Роман о себе | страница 64
Особенно потрясло страшное состояние отца в январе, за год до смерти, когда он еле выбрался из осыпающейся ямы. Еще вечером того дня он собирался везти в Минск для показа светилам музыки свою ученицу, одаренную девочку из слепых. Такие поездки Батя изредка совершал еще. Поездки были опасны при его здоровье. Батя же хотел доброе дело сделать и себя показать. С тех пор, как ему стал не по силам хор, о нем перестали вспоминать. Никуда не звали, никто не интересовался: жив или умер самодеятельный композитор Михась Рыукин? Про себя Батя, наверное, обижался. Ведь кому-то из тех, с кем он состязался, давно дали «Заслужанага деяча». Другой - уже «народны», а он? Песню напишет «про белорусскую сторонку», пошлет - ему назад вернут или вернуть забудут. Не так-то просто ее записать на нотном листе, когда почти без зрения! Но - попереживает и успокоится. Все ж песни его спели, и их не забыли слепые женщины; они-то, эти песни, и составляли для слепых певиц всю жизнь. Да и те большие люди, с которыми Батя знался, на чьи слова ложилась музыка, они ведь и не откинули его совсем! Привечали, вспомнив: «Заходи, Рыгорович, если пьешь, а не пьешь - так посидишь». Вот он и ехал в Минск, чтоб побывать в той среде. Девочка сидела, одетая уже, с большим бантом, смотрела, как не слепая. Батя заканчивал туалет. Матка, присев, завязывала ему шнурки на туфлях. Мог бы и сам завязать, не так и мешал живот дотянуться. Батя же и в мыслях не держал что-то делать, если могла за него Матка.
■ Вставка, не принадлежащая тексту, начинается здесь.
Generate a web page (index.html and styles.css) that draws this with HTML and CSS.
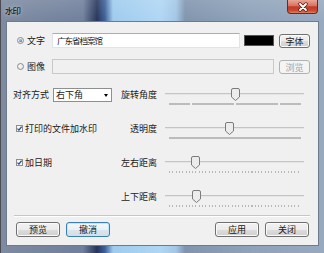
FILE: index.html
```html
<!DOCTYPE html>
<html lang="zh-CN">
<head>
	<title>水印</title>
	<meta charset="utf-8" />
	<link rel="stylesheet" href="styles.css">
</head>
<body>
<div class="window">
	<div class="titlebar">
		<span class="title">水印</span>
		<div class="close-btn">
			<svg width="12" height="10" viewBox="0 0 12 10">
				<path d="M3 2 L9 8 M9 2 L3 8" stroke="#5a2219" stroke-width="3.4" stroke-linecap="round" />
				<path d="M3 2 L9 8 M9 2 L3 8" stroke="#fff" stroke-width="1.8" stroke-linecap="round" />
			</svg>
		</div>
	</div>
	<div class="frame-body">
		<div class="client">
			<!-- watermark source -->
			<div class="source-row">
				<span class="radio checked"></span>
				<span class="source-label">文字</span>
				<div class="textbox">广东省档案馆</div>
				<div class="swatch"></div>
				<button class="btn btn-small">字体</button>
			</div>
			<div class="source-row second">
				<span class="radio"></span>
				<span class="source-label">图像</span>
				<div class="textbox disabled wide"></div>
				<button class="btn btn-small" disabled>浏览</button>
			</div>

			<!-- settings -->
			<div class="settings">
				<div class="setting">
					<div class="setting-left">
						<span class="caption">对齐方式</span>
						<div class="combo">右下角<span class="combo-arrow"></span></div>
					</div>
					<span class="setting-label">旋转角度</span>
					<div class="slider">
						<div class="track"></div>
						<div class="ticks ticks-fine"></div>
						<svg class="thumb" style="left:66px" width="9" height="13" viewBox="0 0 9 13"><path d="M0.5 2 Q0.5 0.5 2 0.5 H7 Q8.5 0.5 8.5 2 V9 L4.5 12.5 L0.5 9 Z" fill="#ececec" stroke="#7b7b7b" /></svg>
					</div>
				</div>
				<div class="setting">
					<div class="setting-left">
						<span class="checkbox"><svg width="5" height="5" viewBox="0 0 5 5"><path d="M0.4 2.6 L1.9 4.1 L4.6 0.6" fill="none" stroke="#2a4d8f" stroke-width="1.3" /></svg></span>
						<span class="check-label">打印的文件加水印</span>
					</div>
					<span class="setting-label">透明度</span>
					<div class="slider">
						<div class="track"></div>
						<div class="ticks ticks-solid"></div>
						<svg class="thumb" style="left:60px" width="9" height="13" viewBox="0 0 9 13"><path d="M0.5 2 Q0.5 0.5 2 0.5 H7 Q8.5 0.5 8.5 2 V9 L4.5 12.5 L0.5 9 Z" fill="#ececec" stroke="#7b7b7b" /></svg>
					</div>
				</div>
				<div class="setting">
					<div class="setting-left">
						<span class="checkbox"><svg width="5" height="5" viewBox="0 0 5 5"><path d="M0.4 2.6 L1.9 4.1 L4.6 0.6" fill="none" stroke="#2a4d8f" stroke-width="1.3" /></svg></span>
						<span class="check-label">加日期</span>
					</div>
					<span class="setting-label">左右距离</span>
					<div class="slider">
						<div class="track"></div>
						<div class="ticks ticks-dotted"></div>
						<svg class="thumb" style="left:26px" width="9" height="13" viewBox="0 0 9 13"><path d="M0.5 2 Q0.5 0.5 2 0.5 H7 Q8.5 0.5 8.5 2 V9 L4.5 12.5 L0.5 9 Z" fill="#ececec" stroke="#7b7b7b" /></svg>
					</div>
				</div>
				<div class="setting">
					<div class="setting-left"></div>
					<span class="setting-label">上下距离</span>
					<div class="slider">
						<div class="track"></div>
						<div class="ticks ticks-dotted"></div>
						<svg class="thumb" style="left:27px" width="9" height="13" viewBox="0 0 9 13"><path d="M0.5 2 Q0.5 0.5 2 0.5 H7 Q8.5 0.5 8.5 2 V9 L4.5 12.5 L0.5 9 Z" fill="#ececec" stroke="#7b7b7b" /></svg>
					</div>
				</div>
			</div>

			<!-- bottom buttons -->
			<div class="footer">
				<div class="separator"></div>
				<div class="actions">
					<button class="btn">预览</button>
					<button class="btn btn-default">撤消</button>
					<span class="spacer"></span>
					<button class="btn">应用</button>
					<button class="btn">关闭</button>
				</div>
			</div>
		</div>
	</div>
</div>
</body>
</html>
```

FILE: styles.css
```css
body {
	margin: 0;
	padding: 0;
	font: 9px/13px "Noto Sans CJK SC", "Noto Sans", sans-serif;
	color: #1a1a1a;
}
.window {
	width: 324px;
	height: 253px;
	display: flex;
	flex-direction: column;
	box-sizing: border-box;
	border-left: 1px solid #4c4a55;
	background:
		linear-gradient(rgba(255,255,255,0.12), rgba(255,255,255,0) 22px),
		linear-gradient(90deg, #7d8aa0 0, #6f7f9c 82px, #26345a 96px, #3d619a 104px, #9ecbee 112px, #afd6f4 160px, #a3c6e6 175px, #8094ad 184px, #8ea2ba 250px, #97a9bf 100%);
}
.titlebar {
	height: 21px;
	display: flex;
	align-items: center;
	padding-left: 4px;
	position: relative;
}
.title {
	font-size: 8.5px;
	letter-spacing: -1px;
	color: #000;
	text-shadow: 0 0 5px rgba(255,255,255,0.7);
}
.close-btn {
	position: absolute;
	top: 0;
	right: 6px;
	width: 31px;
	height: 14px;
	box-sizing: border-box;
	border: 1px solid #6b2a20;
	border-top: none;
	border-radius: 0 0 4px 4px;
	background: linear-gradient(#e9a596 0%, #d8725e 45%, #c33a24 52%, #c9482f 80%, #dc8165 100%);
	display: flex;
	align-items: center;
	justify-content: center;
}
.frame-body {
	flex: 1;
	display: flex;
	padding: 0 5px 7px 5px;
}
.client {
	flex: 1;
	display: flex;
	flex-direction: column;
	border: 1px solid #6e7b8c;
	background: #f0f0f0;
	padding-top: 11px;
}

/* source rows */
.source-row {
	display: flex;
	align-items: center;
	height: 15px;
	padding-left: 10px;
}
.source-row.second {
	margin-top: 11px;
}
.radio {
	width: 7px;
	height: 7px;
	box-sizing: border-box;
	border-radius: 50%;
	border: 1px solid #8b8d90;
	background: radial-gradient(circle at 40% 40%, #fafafa, #d9d9d9);
	position: relative;
}
.radio.checked::after {
	content: "";
	position: absolute;
	left: 1px;
	top: 1px;
	width: 3px;
	height: 3px;
	border-radius: 50%;
	background: radial-gradient(circle at 35% 35%, #9fd0f7, #1c58a6);
}
.source-label {
	width: 25px;
	margin-left: 3px;
}
.textbox {
	width: 188px;
	height: 15px;
	box-sizing: border-box;
	border: 1px solid #e2e3ea;
	border-top-color: #abadb3;
	background: #fff;
	padding-left: 4px;
	font-size: 8.5px;
	letter-spacing: -1px;
	line-height: 13px;
}
.textbox.wide {
	width: 222px;
}
.textbox.disabled {
	background: #f0f0f0;
	border-color: #c9c9c9;
}
.swatch {
	width: 30px;
	height: 11px;
	margin-left: 4px;
	background: #000;
	border: 1px solid #555;
	box-sizing: border-box;
}
.btn {
	width: 44px;
	height: 15px;
	padding: 0;
	box-sizing: border-box;
	font: 9px/13px "Noto Sans CJK SC", "Noto Sans", sans-serif;
	color: #1a1a1a;
	border: 1px solid #707070;
	border-radius: 3px;
	background: linear-gradient(#f2f2f2 0%, #ebebeb 50%, #dddddd 51%, #cfcfcf 100%);
	box-shadow: inset 0 0 0 1px #fafafa;
}
.btn-small {
	width: 31px;
	height: 14px;
	margin-left: 5px;
}
.btn:disabled {
	color: #a3a3a3;
	border-color: #adb2b5;
	background: #f4f4f4;
	box-shadow: none;
}
.btn-default {
	border-color: #3c7fb1;
	box-shadow: inset 0 0 0 1px #bfe6f9;
	background: linear-gradient(#f4f8fb 0%, #eaf1f6 50%, #dde6ec 51%, #d3dde4 100%);
}

/* settings */
.settings {
	display: flex;
	flex-direction: column;
	gap: 21px;
	margin-top: 14px;
	padding-left: 6px;
}
.setting {
	display: flex;
	align-items: center;
	height: 13px;
}
.setting-left {
	width: 107px;
	display: flex;
	align-items: center;
}
.caption {
	width: 40px;
}
.combo {
	width: 59px;
	height: 14px;
	box-sizing: border-box;
	border: 1px solid #8e8f8f;
	background: #fff;
	padding-left: 2px;
	line-height: 12px;
	position: relative;
}
.combo-arrow {
	position: absolute;
	right: 3px;
	top: 5px;
	border-left: 2.5px solid transparent;
	border-right: 2.5px solid transparent;
	border-top: 3px solid #000;
}
.checkbox {
	width: 7px;
	height: 7px;
	box-sizing: border-box;
	margin-left: 3px;
	border: 1px solid #8b8d90;
	background: linear-gradient(#f4f4f4, #fff);
	display: flex;
	align-items: center;
	justify-content: center;
}
.check-label {
	margin-left: 2px;
}
.setting-label {
	width: 37px;
	text-align: right;
}
.slider {
	width: 139px;
	height: 13px;
	margin-left: 8px;
	position: relative;
}
.track {
	position: absolute;
	left: 0;
	right: 0;
	top: 5px;
	height: 1px;
	background: #c4c4c4;
	border-bottom: 1px solid #e6e6e6;
}
.ticks {
	position: absolute;
	left: 4px;
	right: 3px;
	top: 15px;
	height: 2px;
}
.ticks-solid {
	background: #bcbcbc;
}
.ticks-fine {
	background: repeating-linear-gradient(90deg, #bcbcbc 0 42px, transparent 42px 44px);
	background-position: -21px 0;
}
.ticks-dotted {
	background: repeating-linear-gradient(90deg, #b8b8b8 0 1px, transparent 1px 3.3px);
}
.thumb {
	position: absolute;
	top: 0;
}

/* footer */
.footer {
	margin-top: auto;
	padding: 0 8px 8px 7px;
}
.separator {
	height: 1px;
	background: #c6c6c6;
	border-bottom: 1px solid #fff;
}
.actions {
	display: flex;
	gap: 6px;
	margin-top: 5px;
	padding: 0 1px 0 2px;
}
.spacer {
	flex: 1;
}
```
Вдруг стало плохо, а ночью увезли. Утром я не узнал Батю в больнице. Желтый, без живота, худой, как ребенок, он лежал под капельницей, потеряв половину крови от кровоизлияния печени. Все исколото, вены пустые, некуда воткнуть иглу, чтоб пристроить капельницу. Дети обсели, он отогнал их от себя: «Голова от вас опухла». Подозвал меня: «Бора, мы ведь с тобой люди просвещенные», - и рассказал байку про своего дружка, белорусского композитора Пукста. Будто бы Пукст, слушая произведение другого композитора, сказал с просветлением, умирая: «Это лучшее, что я написал за свою жизнь!…» Рассказывая, Батя блуждал рукой по телу, как по чужому. Наткнулся на что-то: место, где брали кровь, залепленное пластырем. Ощупал его, по-слепому, внутренне приглядевшись, и сказал о своей новой болезни: «Я ее не знаю и немного боюсь». Не то эти слова, не то как он их произнес, смягчили мое сердце жалостью. Я подумал о нем не как об Илье Муромце, а как о несчастнейшем человеке, которого истерзал до крайности неимоверно затянувшийся остаток жизни после 50, давно изношенной и спетой, и осталась от нее теперь лишь мучительная, насилующая душу обязанность: жить. А как еще, иначе нельзя, раз это надо его детям и внуку! Если же расслабиться и умереть, то они уже не смогут получать его пенсию, инвалидное пособие и прочие надбавки. Обремененный этой ношей, он гнулся в своем огороде, как Матка.